日ユ同祖説では、これが朱塗りの神社の起源だという話にもなってたりします。

ねこ:
小林女史の言うとおり崇峻の墓と考えるべきか。
とすると法隆寺は崇峻鎮魂のために聖徳太子が建立したとみるべきなのか。

としちん:
藤ノ木古墳の築造が6世紀後半だとすれば、小林説だと聖徳太子が日本に来る少し前ですから、藤ノ木古墳も、まずは蘇我氏によって造られたのでしょう。
そして法隆寺も、蘇我氏が、表向きは「継体系王朝のメモリアル」として建てたものだったのかもしれない。
用明、穴穂部、崇峻、みな聖明王の子。つまり継体の孫ですからね。
そういう意味では、同じ継体の孫である推古の強い要望だった可能性もあります。
法隆寺が西アジア様式に満ちているのは、太子が連れてきた工人たちがイラン系だったからと推測することも可能ですが、エフタルの部族王だった継体にちなんでいるのかもしれませんしね。
でも、法隆寺の「真の目的」は、やはり物部一族の鎮魂にあったのではないかと思います。
蘇我氏は、穴穂部に対して。
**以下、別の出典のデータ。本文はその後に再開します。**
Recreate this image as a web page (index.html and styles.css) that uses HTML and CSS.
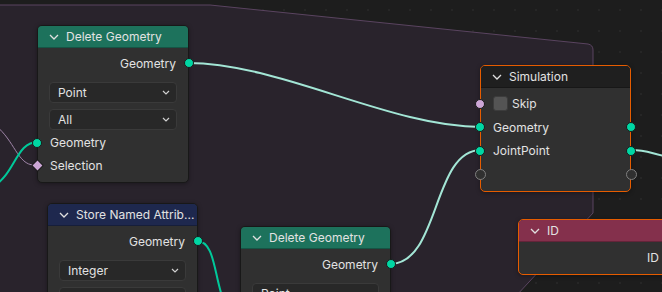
FILE: index.html
```html
<!DOCTYPE html>
<html lang="en">
<head>
    <meta charset="UTF-8">
    <title>Geometry Nodes</title>
    <link rel="stylesheet" href="styles.css">
</head>
<body>
    <div class="editor">
        <!-- backdrop: grid, simulation zone and links -->
        <svg class="backdrop" width="662" height="292" viewBox="0 0 662 292">
            <defs>
                <pattern id="dots" width="21" height="21" patternUnits="userSpaceOnUse" x="10" y="0">
                    <rect x="0" y="9" width="2" height="2" fill="#262626"/>
                </pattern>
            </defs>
            <rect width="662" height="292" fill="#1d1d1d"/>
            <rect width="662" height="292" fill="url(#dots)"/>
            <path class="zone" d="M-2,5 L210,5 L588,44 Q593,45 593,50 L593,213 L516,296 L-2,296 Z"/>

            <path class="link thin" d="M-4,126 C14,140 18,165 34,165"/>
            <path class="link teal" d="M-6,186 C16,172 16,142 38,142"/>
            <path class="link teal" d="M197,241 C214,241 214,272 222,296"/>
            <path class="link pale" d="M188,63 C280,63 390,127 481,127"/>
            <path class="link pale" d="M390,264 C440,264 432,150 481,150"/>
            <path class="link pale" d="M631,150 C646,150 650,153 664,156"/>
        </svg>

        <!-- Delete Geometry -->
        <div class="node n-del-a">
            <div class="header green">
                <svg class="chev" width="10" height="6" viewBox="0 0 10 6"><polyline points="1,1 5,5 9,1"/></svg>
                <span>Delete Geometry</span>
            </div>
            <div class="body">
                <div class="row out">Geometry<i class="sock geo right"></i></div>
                <div class="select first"><span>Point</span><svg class="dd" width="8" height="5" viewBox="0 0 8 5"><polyline points="1,1 4,4 7,1"/></svg></div>
                <div class="select"><span>All</span><svg class="dd" width="8" height="5" viewBox="0 0 8 5"><polyline points="1,1 4,4 7,1"/></svg></div>
                <div class="row in"><i class="sock geo left"></i>Geometry</div>
                <div class="row in"><i class="sock diamond left"></i>Selection</div>
            </div>
        </div>

        <!-- Store Named Attribute -->
        <div class="node n-store">
            <div class="header navy">
                <svg class="chev" width="10" height="6" viewBox="0 0 10 6"><polyline points="1,1 5,5 9,1"/></svg>
                <span>Store Named Attrib...</span>
            </div>
            <div class="body">
                <div class="row out">Geometry<i class="sock geo right"></i></div>
                <div class="select first"><span>Integer</span><svg class="dd" width="8" height="5" viewBox="0 0 8 5"><polyline points="1,1 4,4 7,1"/></svg></div>
                <div class="select"><span></span></div>
            </div>
        </div>

        <!-- Delete Geometry (second) -->
        <div class="node n-del-b">
            <div class="header green">
                <svg class="chev" width="10" height="6" viewBox="0 0 10 6"><polyline points="1,1 5,5 9,1"/></svg>
                <span>Delete Geometry</span>
            </div>
            <div class="body">
                <div class="row out">Geometry<i class="sock geo right"></i></div>
                <div class="select first"><span>Point</span></div>
            </div>
        </div>

        <!-- Simulation output -->
        <div class="node selected n-sim">
            <div class="header dark">
                <svg class="chev" width="10" height="6" viewBox="0 0 10 6"><polyline points="1,1 5,5 9,1"/></svg>
                <span>Simulation</span>
            </div>
            <div class="body">
                <div class="row in"><i class="sock bool left"></i><b class="check"></b>Skip</div>
                <div class="row in"><i class="sock geo left"></i>Geometry<i class="sock geo right"></i></div>
                <div class="row in"><i class="sock geo left"></i>JointPoint<i class="sock geo right"></i></div>
                <div class="row in"><i class="sock empty left"></i><i class="sock empty right"></i></div>
            </div>
        </div>

        <!-- ID -->
        <div class="node selected n-id">
            <div class="header wine">
                <svg class="chev" width="10" height="6" viewBox="0 0 10 6"><polyline points="1,1 5,5 9,1"/></svg>
                <span>ID</span>
            </div>
            <div class="body">
                <div class="row out id-out">ID</div>
            </div>
        </div>
    </div>
</body>
</html>
```

FILE: styles.css
```css
body {
    margin: 0;
    background-color: #1d1d1d;
    font-family: Inter, "Noto Sans", sans-serif;
    font-size: 12px;
    color: #e2e2e2;
}
.editor {
    position: relative;
    width: 662px;
    height: 292px;
    overflow: hidden;
}
.backdrop {
    position: absolute;
    left: 0;
    top: 0;
}
.zone {
    fill: #29232c;
    stroke: #5a4460;
    stroke-width: 1;
}
.link {
    fill: none;
    stroke-width: 2;
}
.link.teal {
    stroke: #00c99a;
}
.link.pale {
    stroke: #a3e6d6;
}
.link.thin {
    stroke: #9f85a8;
    stroke-width: 1;
}

/* nodes */
.node {
    position: absolute;
    background-color: #303030;
    border: 1px solid #181818;
    border-radius: 5px;
    box-shadow: 0 1px 4px rgba(0,0,0,0.35);
}
.node.selected {
    border: 1.5px solid #e65c00;
}
.n-del-a {
    left: 37px;
    top: 25px;
    width: 150px;
    height: 156px;
}
.n-store {
    left: 47px;
    top: 203px;
    width: 149px;
    height: 110px;
}
.n-del-b {
    left: 240px;
    top: 226px;
    width: 149px;
    height: 90px;
}
.n-sim {
    left: 480px;
    top: 65px;
    width: 149px;
    height: 125px;
}
.n-id {
    left: 518px;
    top: 219px;
    width: 160px;
    height: 54px;
}
.header {
    display: flex;
    align-items: center;
    gap: 7px;
    height: 21px;
    padding: 0 3px 0 11px;
    border-radius: 4px 4px 0 0;
    border-bottom: 1px solid rgba(0,0,0,0.25);
    white-space: nowrap;
    overflow: hidden;
}
.header.green { background-color: #1d725c; }
.header.navy { background-color: #1e284e; }
.header.wine { background-color: #84304c; }
.header.dark { background-color: #1f1f1f; }
.chev {
    flex-shrink: 0;
    fill: none;
    stroke: #e0e0e0;
    stroke-width: 1.3;
}
.body {
    padding: 4px 0 6px;
}
.row {
    position: relative;
    display: flex;
    align-items: center;
    height: 23px;
    padding: 0 12px;
}
.row.out {
    justify-content: flex-end;
    height: 22px;
}
.row.id-out {
    padding-right: 20px;
}
.n-sim .body {
    padding-top: 4px;
}
.n-sim .row {
    height: 23.5px;
}
.select {
    display: flex;
    align-items: center;
    justify-content: space-between;
    height: 19px;
    margin: 6px 11px 0;
    padding: 0 6px 0 8px;
    background-color: #282828;
    border: 1px solid #3a3a3a;
    border-radius: 4px;
}
.select.first {
    margin-top: 8px;
}
.select + .row {
    margin-top: 1px;
}
.dd {
    fill: none;
    stroke: #d0d0d0;
    stroke-width: 1.2;
}
.check {
    width: 15px;
    height: 15px;
    margin-right: 4px;
    background-color: #545454;
    border: 1px solid #3c3c3c;
    border-radius: 3px;
    box-sizing: border-box;
}

/* sockets */
.sock {
    position: absolute;
    top: 50%;
    width: 10px;
    height: 10px;
    margin-top: -5px;
    border-radius: 50%;
    box-sizing: border-box;
    border: 1px solid #1a1a1a;
}
.sock.left { left: -6px; }
.sock.right { right: -6px; }
.sock.geo { background-color: #00d6a3; }
.sock.bool { background-color: #cca6d6; }
.sock.diamond {
    background-color: #cca6d6;
    border-radius: 1px;
    transform: rotate(45deg);
    width: 9px;
    height: 9px;
    margin-top: -4.5px;
    left: -5.5px;
}
.sock.empty {
    background-color: #303030;
    border: 1.5px solid #808080;
    width: 11px;
    height: 11px;
    margin-top: -5.5px;
}
.sock.empty.left { left: -6.5px; }
.sock.empty.right { right: -6.5px; }
```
太子は、守屋に対して。
被葬者が親子ぐらい年が離れていたとするなら、やはりこの2人ではないかなあ。
藤ノ木古墳が崇峻の墓であるというのは、『書紀』に、崇峻が天皇在位中に殺されたという話が書かれたあとに作られた伝承だったと考えることも可能なわけで。

ねこ:
創建当時の法隆寺は場所も現在の所ではなかったようですから、もしかしたら創建当時とは建物の構造自体違っていたのかもしれません。

としちん:
法隆寺は、一般には「私寺」とされてます。
最初の国営の寺院すなわち「官寺」は、舒明が建てた百済大寺(のちの大安寺)だったことになってます。
しかし、正史は蘇我王朝を抹消してますから、蘇我氏が建てたということは、本当は国家権力が建てたということなんですよね。
百済大寺にしても、私見では舒明ではなく、蘇我宗家の山背大王が建てたもの。
でも正史では天智の父・舒明の時代になってるんで、こっちは臆面もなく「官寺」としているわけです。
法隆寺は「私寺」ゆえに正史には創建の記録もなければ再建の記録もないのですが、火災の記事だけはあったりするのがヘンですよね。
しかも、落雷による火事はたしかにあったのかもしれないけれども、落雷で燃えるとしたら五重の塔だけで、「一舎も残らず焼けた」とは考えられない。
ましてそのときは大雨が降ったという、すごく矛盾した話になってます。
思うに、法隆寺全焼の記事がある670年(天智9年)は、天智が大海人側の高句麗人に拉致されたと思われる年なんですね。
私見では天智は聖徳太子の孫なんで、法隆寺で太子を暗示し、その孫が命を絶たれるきっかけになった事件がこの年に発生したことを火災で象徴しているのではないかと思うのですが。